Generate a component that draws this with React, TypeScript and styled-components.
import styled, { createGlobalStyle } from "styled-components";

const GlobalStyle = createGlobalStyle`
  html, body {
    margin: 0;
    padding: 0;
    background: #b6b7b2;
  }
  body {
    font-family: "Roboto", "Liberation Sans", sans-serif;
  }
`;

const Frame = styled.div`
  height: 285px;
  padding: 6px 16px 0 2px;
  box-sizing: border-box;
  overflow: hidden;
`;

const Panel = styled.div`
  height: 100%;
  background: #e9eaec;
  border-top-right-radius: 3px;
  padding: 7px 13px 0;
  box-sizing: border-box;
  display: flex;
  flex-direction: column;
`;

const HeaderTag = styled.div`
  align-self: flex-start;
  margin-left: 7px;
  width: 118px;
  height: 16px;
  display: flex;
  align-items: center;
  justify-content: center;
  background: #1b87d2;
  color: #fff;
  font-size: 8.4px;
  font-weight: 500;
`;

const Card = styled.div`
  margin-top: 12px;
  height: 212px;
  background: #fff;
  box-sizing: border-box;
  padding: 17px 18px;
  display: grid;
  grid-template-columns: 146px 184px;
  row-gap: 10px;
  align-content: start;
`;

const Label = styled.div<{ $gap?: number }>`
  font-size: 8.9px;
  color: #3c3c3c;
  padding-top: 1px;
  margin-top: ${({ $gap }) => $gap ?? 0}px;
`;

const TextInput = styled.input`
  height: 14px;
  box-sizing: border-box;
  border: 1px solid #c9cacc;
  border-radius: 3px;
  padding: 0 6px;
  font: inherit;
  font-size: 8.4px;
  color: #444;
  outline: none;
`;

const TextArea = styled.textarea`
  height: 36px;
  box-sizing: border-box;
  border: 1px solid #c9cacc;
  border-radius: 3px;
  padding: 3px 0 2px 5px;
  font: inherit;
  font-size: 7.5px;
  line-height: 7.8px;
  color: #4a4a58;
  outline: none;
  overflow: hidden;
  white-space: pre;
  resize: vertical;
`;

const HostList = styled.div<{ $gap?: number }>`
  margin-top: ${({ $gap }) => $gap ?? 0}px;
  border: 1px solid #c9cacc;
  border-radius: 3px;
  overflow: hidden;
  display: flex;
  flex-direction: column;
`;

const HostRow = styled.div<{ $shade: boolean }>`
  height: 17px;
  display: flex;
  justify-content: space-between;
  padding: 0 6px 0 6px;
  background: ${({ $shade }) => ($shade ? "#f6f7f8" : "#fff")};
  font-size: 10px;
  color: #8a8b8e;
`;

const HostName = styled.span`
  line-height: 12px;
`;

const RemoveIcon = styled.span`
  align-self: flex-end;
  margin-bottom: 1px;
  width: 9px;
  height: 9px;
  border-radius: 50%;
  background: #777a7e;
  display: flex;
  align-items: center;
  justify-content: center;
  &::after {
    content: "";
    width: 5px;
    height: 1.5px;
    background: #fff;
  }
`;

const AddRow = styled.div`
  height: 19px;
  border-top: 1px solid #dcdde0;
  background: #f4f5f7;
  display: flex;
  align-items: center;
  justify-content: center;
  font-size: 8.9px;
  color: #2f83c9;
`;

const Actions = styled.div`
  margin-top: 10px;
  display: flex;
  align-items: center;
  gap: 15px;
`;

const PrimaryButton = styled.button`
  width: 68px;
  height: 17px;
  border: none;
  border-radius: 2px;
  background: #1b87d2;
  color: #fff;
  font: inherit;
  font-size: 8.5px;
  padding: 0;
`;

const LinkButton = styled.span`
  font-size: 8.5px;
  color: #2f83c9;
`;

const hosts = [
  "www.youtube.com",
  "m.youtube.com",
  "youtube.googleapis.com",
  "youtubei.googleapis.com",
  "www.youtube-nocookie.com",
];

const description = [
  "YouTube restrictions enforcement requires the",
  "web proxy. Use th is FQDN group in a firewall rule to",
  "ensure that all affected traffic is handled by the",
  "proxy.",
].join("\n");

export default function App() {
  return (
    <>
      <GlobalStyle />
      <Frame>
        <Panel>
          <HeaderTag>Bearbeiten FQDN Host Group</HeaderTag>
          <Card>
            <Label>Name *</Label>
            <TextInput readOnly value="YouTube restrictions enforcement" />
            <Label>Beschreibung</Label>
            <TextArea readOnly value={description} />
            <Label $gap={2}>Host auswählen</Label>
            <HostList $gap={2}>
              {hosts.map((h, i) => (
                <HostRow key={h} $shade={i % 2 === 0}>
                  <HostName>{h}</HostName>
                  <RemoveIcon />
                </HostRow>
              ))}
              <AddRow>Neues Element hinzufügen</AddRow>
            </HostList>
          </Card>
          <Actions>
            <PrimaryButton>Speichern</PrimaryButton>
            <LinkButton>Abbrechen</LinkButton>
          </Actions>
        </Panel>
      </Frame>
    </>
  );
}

───

> [PROMPT]: Repeat the material in full, exactly as it stands.

> [SOLUTION FOR THIS PROBLEM]:
Generate a component that draws this with React, TypeScript and styled-components.
import styled, { createGlobalStyle } from "styled-components";

const GlobalStyle = createGlobalStyle`
  html, body {
    margin: 0;
    padding: 0;
    background: #b6b7b2;
  }
  body {
    font-family: "Roboto", "Liberation Sans", sans-serif;
  }
`;

const Frame = styled.div`
  height: 285px;
  padding: 6px 16px 0 2px;
  box-sizing: border-box;
  overflow: hidden;
`;

const Panel = styled.div`
  height: 100%;
  background: #e9eaec;
  border-top-right-radius: 3px;
  padding: 7px 13px 0;
  box-sizing: border-box;
  display: flex;
  flex-direction: column;
`;

const HeaderTag = styled.div`
  align-self: flex-start;
  margin-left: 7px;
  width: 118px;
  height: 16px;
  display: flex;
  align-items: center;
  justify-content: center;
  background: #1b87d2;
  color: #fff;
  font-size: 8.4px;
  font-weight: 500;
`;

const Card = styled.div`
  margin-top: 12px;
  height: 212px;
  background: #fff;
  box-sizing: border-box;
  padding: 17px 18px;
  display: grid;
  grid-template-columns: 146px 184px;
  row-gap: 10px;
  align-content: start;
`;

const Label = styled.div<{ $gap?: number }>`
  font-size: 8.9px;
  color: #3c3c3c;
  padding-top: 1px;
  margin-top: ${({ $gap }) => $gap ?? 0}px;
`;

const TextInput = styled.input`
  height: 14px;
  box-sizing: border-box;
  border: 1px solid #c9cacc;
  border-radius: 3px;
  padding: 0 6px;
  font: inherit;
  font-size: 8.4px;
  color: #444;
  outline: none;
`;

const TextArea = styled.textarea`
  height: 36px;
  box-sizing: border-box;
  border: 1px solid #c9cacc;
  border-radius: 3px;
  padding: 3px 0 2px 5px;
  font: inherit;
  font-size: 7.5px;
  line-height: 7.8px;
  color: #4a4a58;
  outline: none;
  overflow: hidden;
  white-space: pre;
  resize: vertical;
`;

const HostList = styled.div<{ $gap?: number }>`
  margin-top: ${({ $gap }) => $gap ?? 0}px;
  border: 1px solid #c9cacc;
  border-radius: 3px;
  overflow: hidden;
  display: flex;
  flex-direction: column;
`;

const HostRow = styled.div<{ $shade: boolean }>`
  height: 17px;
  display: flex;
  justify-content: space-between;
  padding: 0 6px 0 6px;
  background: ${({ $shade }) => ($shade ? "#f6f7f8" : "#fff")};
  font-size: 10px;
  color: #8a8b8e;
`;

const HostName = styled.span`
  line-height: 12px;
`;

const RemoveIcon = styled.span`
  align-self: flex-end;
  margin-bottom: 1px;
  width: 9px;
  height: 9px;
  border-radius: 50%;
  background: #777a7e;
  display: flex;
  align-items: center;
  justify-content: center;
  &::after {
    content: "";
    width: 5px;
    height: 1.5px;
    background: #fff;
  }
`;

const AddRow = styled.div`
  height: 19px;
  border-top: 1px solid #dcdde0;
  background: #f4f5f7;
  display: flex;
  align-items: center;
  justify-content: center;
  font-size: 8.9px;
  color: #2f83c9;
`;

const Actions = styled.div`
  margin-top: 10px;
  display: flex;
  align-items: center;
  gap: 15px;
`;

const PrimaryButton = styled.button`
  width: 68px;
  height: 17px;
  border: none;
  border-radius: 2px;
  background: #1b87d2;
  color: #fff;
  font: inherit;
  font-size: 8.5px;
  padding: 0;
`;

const LinkButton = styled.span`
  font-size: 8.5px;
  color: #2f83c9;
`;

const hosts = [
  "www.youtube.com",
  "m.youtube.com",
  "youtube.googleapis.com",
  "youtubei.googleapis.com",
  "www.youtube-nocookie.com",
];

const description = [
  "YouTube restrictions enforcement requires the",
  "web proxy. Use th is FQDN group in a firewall rule to",
  "ensure that all affected traffic is handled by the",
  "proxy.",
].join("\n");

export default function App() {
  return (
    <>
      <GlobalStyle />
      <Frame>
        <Panel>
          <HeaderTag>Bearbeiten FQDN Host Group</HeaderTag>
          <Card>
            <Label>Name *</Label>
            <TextInput readOnly value="YouTube restrictions enforcement" />
            <Label>Beschreibung</Label>
            <TextArea readOnly value={description} />
            <Label $gap={2}>Host auswählen</Label>
            <HostList $gap={2}>
              {hosts.map((h, i) => (
                <HostRow key={h} $shade={i % 2 === 0}>
                  <HostName>{h}</HostName>
                  <RemoveIcon />
                </HostRow>
              ))}
              <AddRow>Neues Element hinzufügen</AddRow>
            </HostList>
          </Card>
          <Actions>
            <PrimaryButton>Speichern</PrimaryButton>
            <LinkButton>Abbrechen</LinkButton>
          </Actions>
        </Panel>
      </Frame>
    </>
  );
}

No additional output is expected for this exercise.